We move briefly back to London: Thomas Adès, like Ravel, loves to meld past with present and his Blanca Variations playfully do just that, in a back story involving a competition, an opera and a mythical composer named Paradis. This is just their second commercial recording and they’re knockout, bristling with invention and playfulness, in an action-packed six minutes. That liking for setting compositional challenges on which Adès thrives is equally evident in Ligeti, as we travel to Hungary and back to the mid-20th century. His Musica ricercata really took things to extremes, the first piece in the cycle based on just two pitches, the second on three, so by the time of the 10th and 11th pieces, here played in reverse order, you have 11 and 12 tones, the 10th devilishly acerbic, the 11th a solemn fugue. Again, Barnatan is unfazed by everything being thrown at him, his virtuosity always at the service of the music. Then to New York where, just a handful of years before Ligeti, Barber was writing a piano sonata for Vladimir Horowitz. The pianist insisted on a full-on dazzling finale and Barber served him up a 12-tone fugue demanding intellectual as well as physical virtuosity. Barnatan is palpably in his element, with a real clarity to his thinking and a whole range of colours and shadings from the most delicate pianissimos to stomping fortissimos.

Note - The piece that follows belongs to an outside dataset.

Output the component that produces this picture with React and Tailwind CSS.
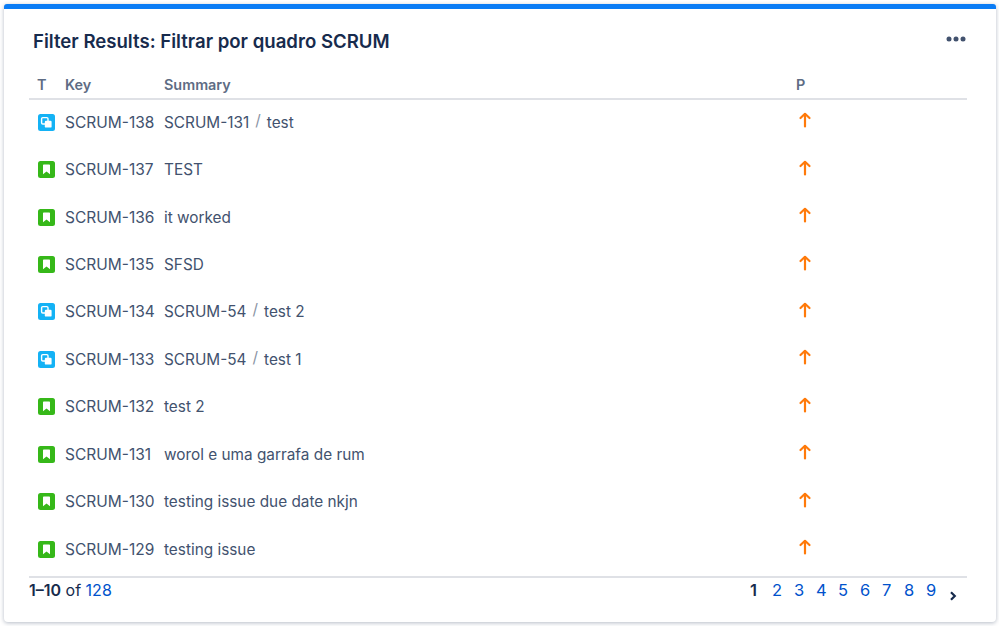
const rows = [
  { type: "subtask", key: "SCRUM-138", parent: "SCRUM-131", summary: "test" },
  { type: "story", key: "SCRUM-137", summary: "TEST" },
  { type: "story", key: "SCRUM-136", summary: "it worked" },
  { type: "story", key: "SCRUM-135", summary: "SFSD" },
  { type: "subtask", key: "SCRUM-134", parent: "SCRUM-54", summary: "test 2" },
  { type: "subtask", key: "SCRUM-133", parent: "SCRUM-54", summary: "test 1" },
  { type: "story", key: "SCRUM-132", summary: "test 2" },
  { type: "story", key: "SCRUM-131", summary: "worol e uma garrafa de rum" },
  { type: "story", key: "SCRUM-130", summary: "testing issue due date nkjn" },
  { type: "story", key: "SCRUM-129", summary: "testing issue" },
];

function TypeIcon({ type }) {
  if (type === "subtask") {
    return (
      <svg width="17" height="17" viewBox="0 0 17 17">
        <rect width="17" height="17" rx="2.5" fill="#14b2f5" />
        <rect x="3.6" y="3.6" width="6.4" height="6.4" rx="1.2" fill="none" stroke="#fff" strokeWidth="1.4" />
        <rect x="6.8" y="6.8" width="6.8" height="6.8" rx="1.2" fill="#fff" />
      </svg>
    );
  }
  return (
    <svg width="17" height="17" viewBox="0 0 17 17">
      <rect width="17" height="17" rx="2.5" fill="#36b819" />
      <path d="M5 4.6C5 4 5.4 3.6 6 3.6h5c.6 0 1 .4 1 1v8.6l-3.5-2.7L5 13.2z" fill="#fff" />
    </svg>
  );
}

function ArrowUp() {
  return (
    <svg width="14" height="16" viewBox="0 0 14 16" fill="none" stroke="#ff7a0a" strokeWidth="2.2" strokeLinecap="round" strokeLinejoin="round">
      <path d="M7 14.5V2" />
      <path d="M2.5 6 7 1.8 11.5 6" />
    </svg>
  );
}

export default function App() {
  return (
    <div className="h-[626px] w-[999px] bg-white p-1 font-['Inter',sans-serif] text-[#42526e]">

      {/* Card */}
      <div className="h-[618px] w-[992px] overflow-hidden rounded-b-[4px] rounded-t-[3px] border-t-[5px] border-[#0a7cf5] bg-white pl-[25px] pr-[29px] shadow-[0_1px_4px_rgba(9,30,66,0.3)]">

        {/* Title */}
        <div className="flex h-[56px] items-start justify-between pl-[4px] pr-[1px] pt-[20px]">
          <h2 className="text-[18.6px] font-semibold leading-[24px] text-[#172b4d]">Filter Results: Filtrar por quadro SCRUM</h2>
          <svg className="mt-[7px]" width="20" height="6" viewBox="0 0 20 6" fill="#42526e">
            <circle cx="3" cy="3" r="2.5" />
            <circle cx="10" cy="3" r="2.5" />
            <circle cx="17" cy="3" r="2.5" />
          </svg>
        </div>

        {/* Header */}
        <div className="flex h-[35px] items-end border-b-2 border-[#dfe1e6] pb-[3px] text-[14.4px] font-semibold leading-[20px] text-[#5e6c84]">
          <div className="w-[36px] pl-[8px]">T</div>
          <div className="w-[99px]">Key</div>
          <div className="w-[632px]">Summary</div>
          <div>P</div>
        </div>

        {/* Rows */}
        <div className="h-[478px] border-b-2 border-[#dfe1e6]">
          {rows.map((row) => (
            <div key={row.key} className="flex h-[47.45px] items-center pb-[2px] leading-[24px]">
              <div className="w-[36px] pb-[1px] pl-[9px]"><TypeIcon type={row.type} /></div>
              <div className="w-[99px] whitespace-nowrap text-[15.5px]">{row.key}</div>
              <div className="w-[632px] whitespace-nowrap text-[15.35px]">
                {row.parent && (
                  <>
                    {row.parent}
                    <span className="relative top-[-2px] mx-[6px] text-[#8993a4]">/</span>
                  </>
                )}
                {row.summary}
              </div>
              <div className="pb-[5px] pl-[2px]"><ArrowUp /></div>
            </div>
          ))}
        </div>

        {/* Footer */}
        <div className="flex items-start justify-between pr-[10px] text-[16px]">
          <div className="leading-[24px] text-[#172b4d]">
            <span className="font-semibold">1–10</span> of <span className="text-[#0052cc]">128</span>
          </div>
          <div className="flex items-start text-[16.5px] leading-[24px] text-[#0052cc]">
            <span className="w-[22px] font-semibold text-[#172b4d]">1</span>
            {[2, 3, 4, 5, 6, 7, 8, 9].map((n) => (
              <span key={n} className="w-[22px]">{n}</span>
            ))}
            <svg className="ml-[1px] mt-[13px]" width="8" height="10" viewBox="0 0 8 10" fill="none" stroke="#172b4d" strokeWidth="2.2">
              <path d="M2 1.2 5.8 5 2 8.8" />
            </svg>
          </div>
        </div>

      </div>

    </div>
  );
}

Brahms’s Handel Variations take us back to Germany and, like the Ravel, represent one composer’s homage to another. I do find in some performances that they can sound somewhat short-winded, as a result of the constant reappearance of an ultra-brief theme and Brahms’s constantly shifting moods. But here they really work as a whole and Barnatan is as alive to the extravagantly virtuoso moments (Vars 1, 7 and 10 for instance) as to the lyrical ones (Vars 2, 11 and 19), while there’s a sense of playfulness to the mock-martial writing in, for instance, Var 6 that ensures it never becomes hectoring. The sudden shift to the minor (Var 13) is darkly etched and he builds through the last few variations with real inevitability, with the culminatory fugue suggesting that, in common with Igor Levit, Barnatan is utterly at home in the midst of counterpoint. He’s beautifully recorded too. A winner!